With Zechariah beside the altar and with those shepherds late at night.  In an out of the way place with Mary and in a courtroom on a Wednesday morning.  Oh yes, in all sorts of ordinary times and places we find we yearn for this message still:  “Do not be Afraid.”  I have to say I’m still searching for reasons why so many of those sad and sorry people should not have been afraid at our County Courthouse on Wednesday morning, but this much I trust. God’s promises hold true. This being so, God was there, too. And as I said, Zechariah and Mary and the Shepherds may well have had reason to be afraid.  It’s just that fear did not stop them as they moved ahead in following the angels’ urging. 
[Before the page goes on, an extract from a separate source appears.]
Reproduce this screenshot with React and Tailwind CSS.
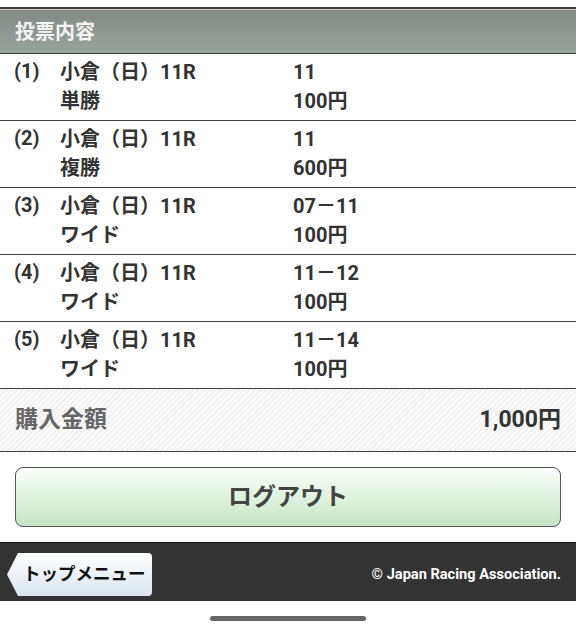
import React from 'react';

const bets = [
  { no: '(1)', race: '小倉（日）11R', type: '単勝', horse: '11', amount: '100円' },
  { no: '(2)', race: '小倉（日）11R', type: '複勝', horse: '11', amount: '600円' },
  { no: '(3)', race: '小倉（日）11R', type: 'ワイド', horse: '07－11', amount: '100円' },
  { no: '(4)', race: '小倉（日）11R', type: 'ワイド', horse: '11－12', amount: '100円' },
  { no: '(5)', race: '小倉（日）11R', type: 'ワイド', horse: '11－14', amount: '100円' },
];

const font = { fontFamily: 'Roboto, "Noto Sans CJK JP", sans-serif' };

const BetRow = ({ bet }) => (
  <div className="flex h-[67px] border-b border-[#444] pt-[4px] pl-[14px] text-[20px] font-bold leading-[29px] text-[#333]">
    <div className="w-[46px] leading-[27px]">{bet.no}</div>
    <div className="w-[233px]">
      <div>{bet.race}</div>
      <div>{bet.type}</div>
    </div>
    <div>
      <div>{bet.horse}</div>
      <div>{bet.amount}</div>
    </div>
  </div>
);

const App = () => {
  return (
    <div className="w-[576px] h-[636px] bg-white overflow-hidden" style={font}>
      <div className="h-[7px]" />
      <div className="h-[47px] flex flex-col border-t-2 border-[#3d3d3d]">
        <div className="flex-1 flex items-center px-[15px] border-t border-[#c9cfcb] border-b border-b-[#3a3a3a] bg-gradient-to-b from-[#838a85] to-[#99a39d]">
          <span className="text-[20px] font-bold text-[#f4f4f4]">投票内容</span>
        </div>
      </div>

      {bets.map((bet) => (
        <BetRow key={bet.no} bet={bet} />
      ))}

      <div className="h-[63px] flex items-center justify-between px-[15px] border-b border-[#444] bg-[repeating-linear-gradient(135deg,#f1f1f1_0px,#f1f1f1_2px,#fbfbfb_2px,#fbfbfb_4px)]">
        <span className="text-[23px] font-bold text-[#666]">購入金額</span>
        <span className="text-[23px] font-bold text-[#333]">1,000円</span>
      </div>

      <div className="px-[15px] pt-[15px]">
        <button className="w-full h-[60px] rounded-[8px] border border-[#555] bg-gradient-to-b from-[#fbfefb] to-[#c4e6c4] text-[24px] font-bold text-[#444]">
          ログアウト
        </button>
      </div>

      <div className="mt-[15px] border-t border-[#111]">
        <div className="h-[58px] flex items-start justify-between pt-[10px] pl-[7px] pr-[15px] bg-[#333]">
          <div className="flex items-center h-[43px]">
            <svg width="15" height="43" viewBox="0 0 15 43" className="block">
              <defs>
                <linearGradient id="tb" x1="0" y1="0" x2="0" y2="1">
                  <stop offset="0" stopColor="#ffffff" />
                  <stop offset="1" stopColor="#dae4ef" />
                </linearGradient>
              </defs>
              <polygon points="15,0 15,43 11,43 0,21.5 11,0" fill="url(#tb)" />
            </svg>
            <div className="h-[43px] flex items-center pl-[1px] pr-[6px] rounded-r-[4px] bg-gradient-to-b from-white to-[#dae4ef] text-[17.5px] font-bold text-[#111]">
              トップメニュー
            </div>
          </div>
          <span className="h-[43px] flex items-center text-[14.6px] font-bold text-white">© Japan Racing Association.</span>
        </div>
      </div>

      <div className="flex justify-center pt-[15px]">
        <div className="w-[156px] h-[5px] rounded-full bg-[#666]" />
      </div>
    </div>
  );
};

export default App;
And so it is that I imagine this to be our call in these last days of Advent. You and I are to keep our eyes and ears and hearts open for the certain truth that fear has no place among us whom the Angel Gabriel has visited.  At least not fear that keeps us from being about what we are called to be about.
I have to admit, I’m not there yet, of course. I am sometimes still afraid and so I do still need to hear the Angel’s Announcement.  But there is this. I’m working hard to see the signs of a time when fear will no longer hold sway. And I am encouraged by the witness of those who don’t let even reasonable fear stand in the way of doing what needs to be done.  Not even in the most fearful of places.

  • Where in your life do you most need to hear the Angel’s Announcement “Do not be afraid!” ?
  • When have you heard that announcement and believed it and moved ahead in spite of the fear fear?
  • Where in the world have you encountered people who heard this announcement?  Where would you most like to speak the words ‘Do not be afraid’ and be believed?